I sindacati sono in pressing per un ritorno ai vecchi requisiti, ma dal governo sono scettici a riguardo come confermato dallo stesso sottosegretario al Lavoro, Claudio Durigon, che nei giorni addietro ha dichiarato di “non essere un estimatore della misura”.
Probabile quindi che l’esperienza di Opzione Donna si chiuda, con il passaggio a nuove forme di tutela per le donne.
Quota 96
E tra le misure di tutela per le donne potrebbe esserci Quota 96 che potrebbe fare ritorno nel 2024 esclusivamente per alcune categorie. Nel dettaglio, si tratta di una misura che consente il pensionamento con 61 anni di età e 35 anni di contributi: l’intenzione è di riservarla ai soli gravosi e usuranti, ma non è da escludere che nella platea possano essere incluse anche le donne.
Aumento pensioni minime e d’invalidità
Ma non ci sono solo gli anticipi: anche gli importi delle pensioni saranno tra gli argomenti di dibattito.
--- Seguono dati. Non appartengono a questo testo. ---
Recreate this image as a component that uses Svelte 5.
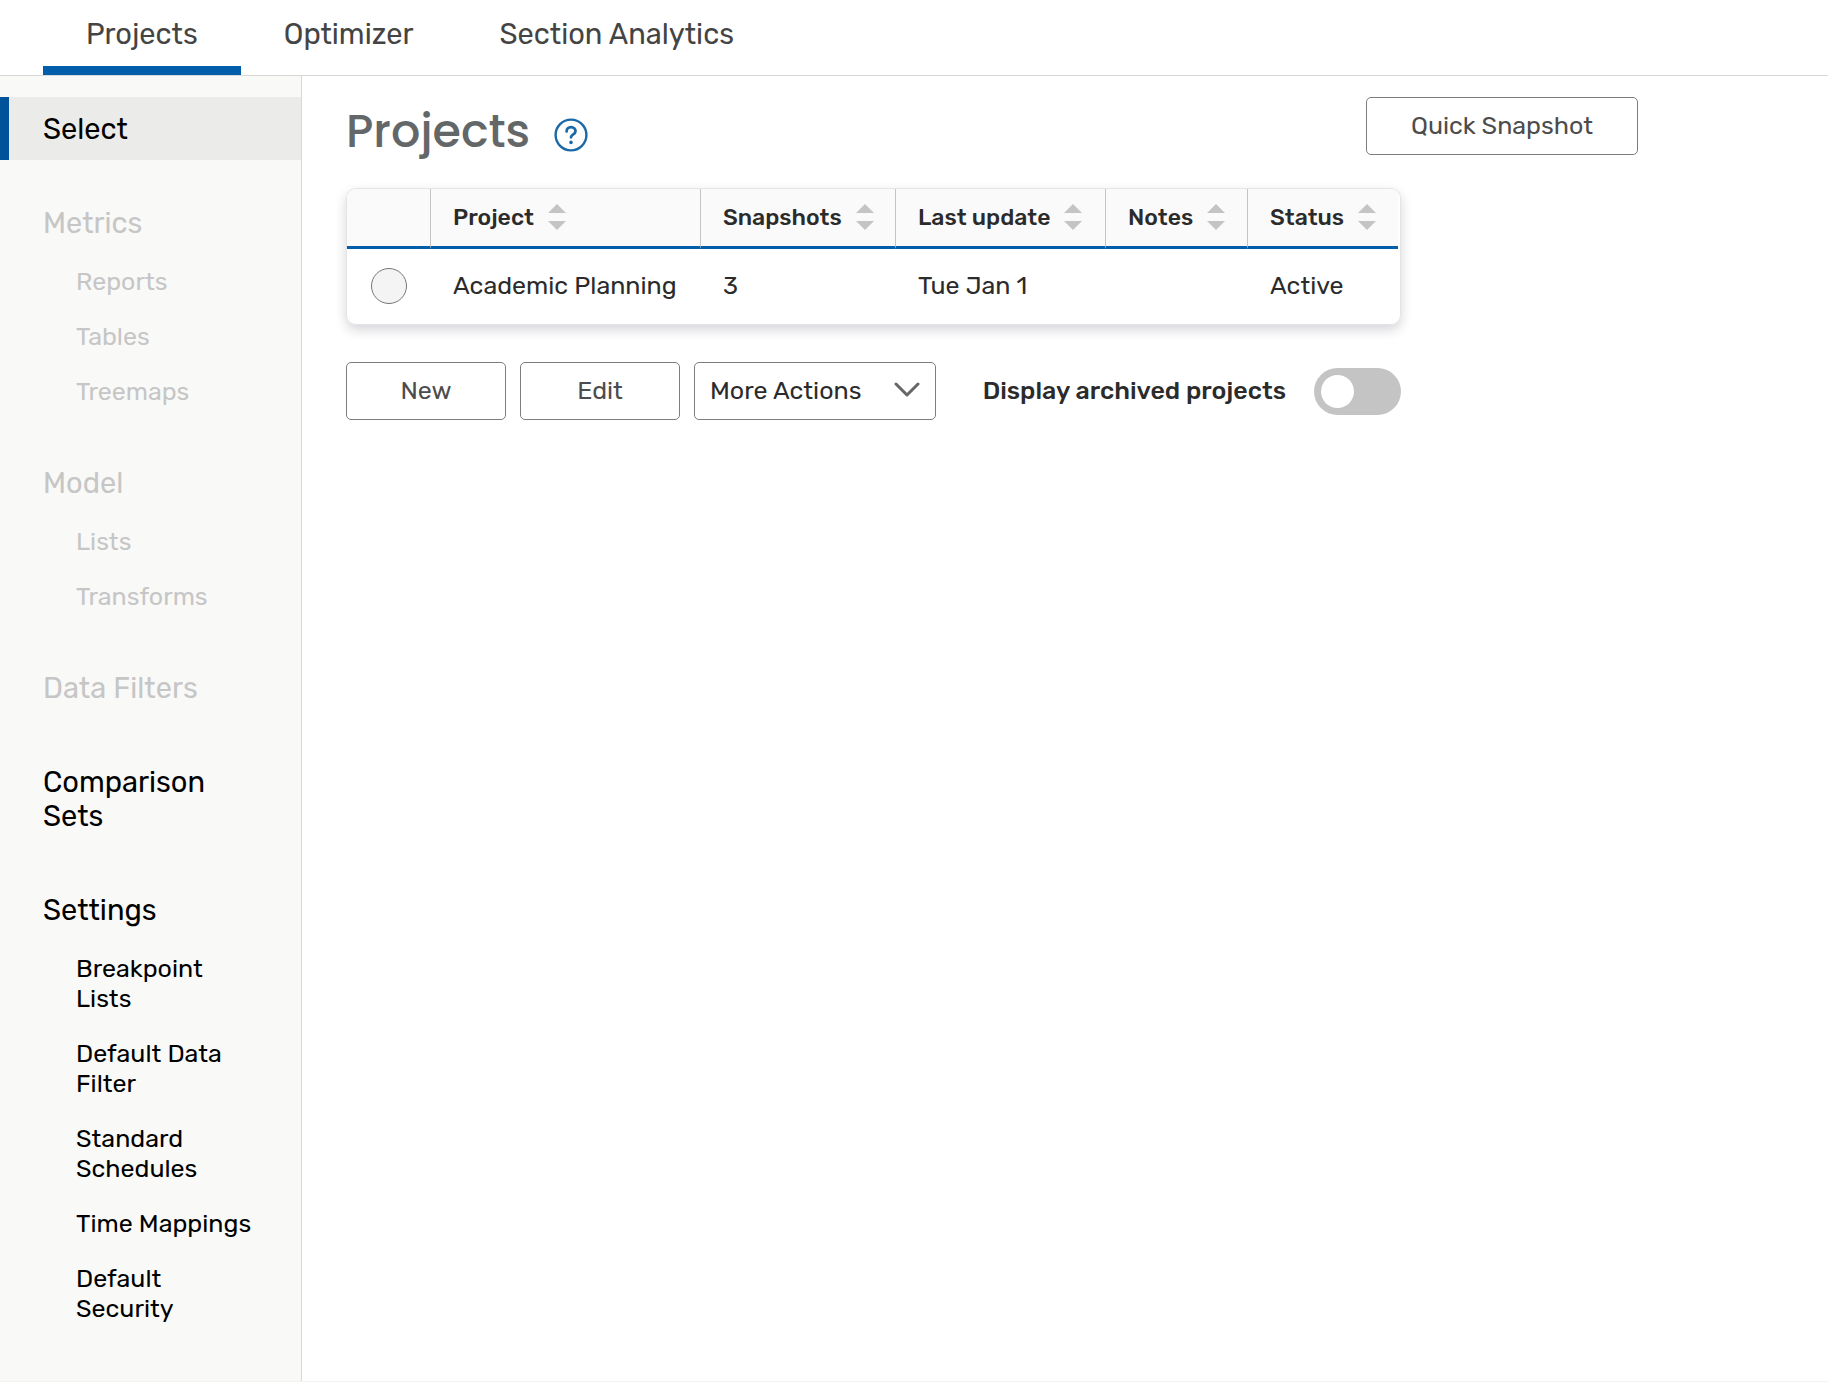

Per adesso, infatti, per il 2024 ci sono solamente le risorse per un aumento delle pensioni minime del 2,7% (anziché l’1,5% applicato nel 2023). Niente incremento fino a 600 euro per chi ha più di 75 anni, a meno che non ne vengano stanziate ulteriormente le risorse.
Nel contempo si dovrà valutare se estendere gli aumenti previsti per le pensioni minime anche ai trattamenti assistenziali, come ad esempio per le pensioni d’invalidità civili.
Rivalutazione pensioni
Attenzione poi al tema rivalutazione delle pensioni per il quale anche nel 2024 verrà applicato il sistema di calcolo introdotto dal governo Meloni che rende la perequazione più penalizzante per chi ha una pensione d’importo superiore a 4 volte il trattamento minimo.
Il governo non intende tornare indietro, anche perché l’inflazione è ancora molto alta e quindi la spesa necessaria per riconoscere gli aumenti resterà elevata anche quest’anno. Ma c’è da considerare che nel contempo potrebbe arrivare la sentenza della Corte Costituzionale, interpellata da Uil Pensioni affinché metta fine a un sistema che, secondo il sindacato, sta penalizzando i pensionati oltre qualsiasi criterio di ragionevolezza.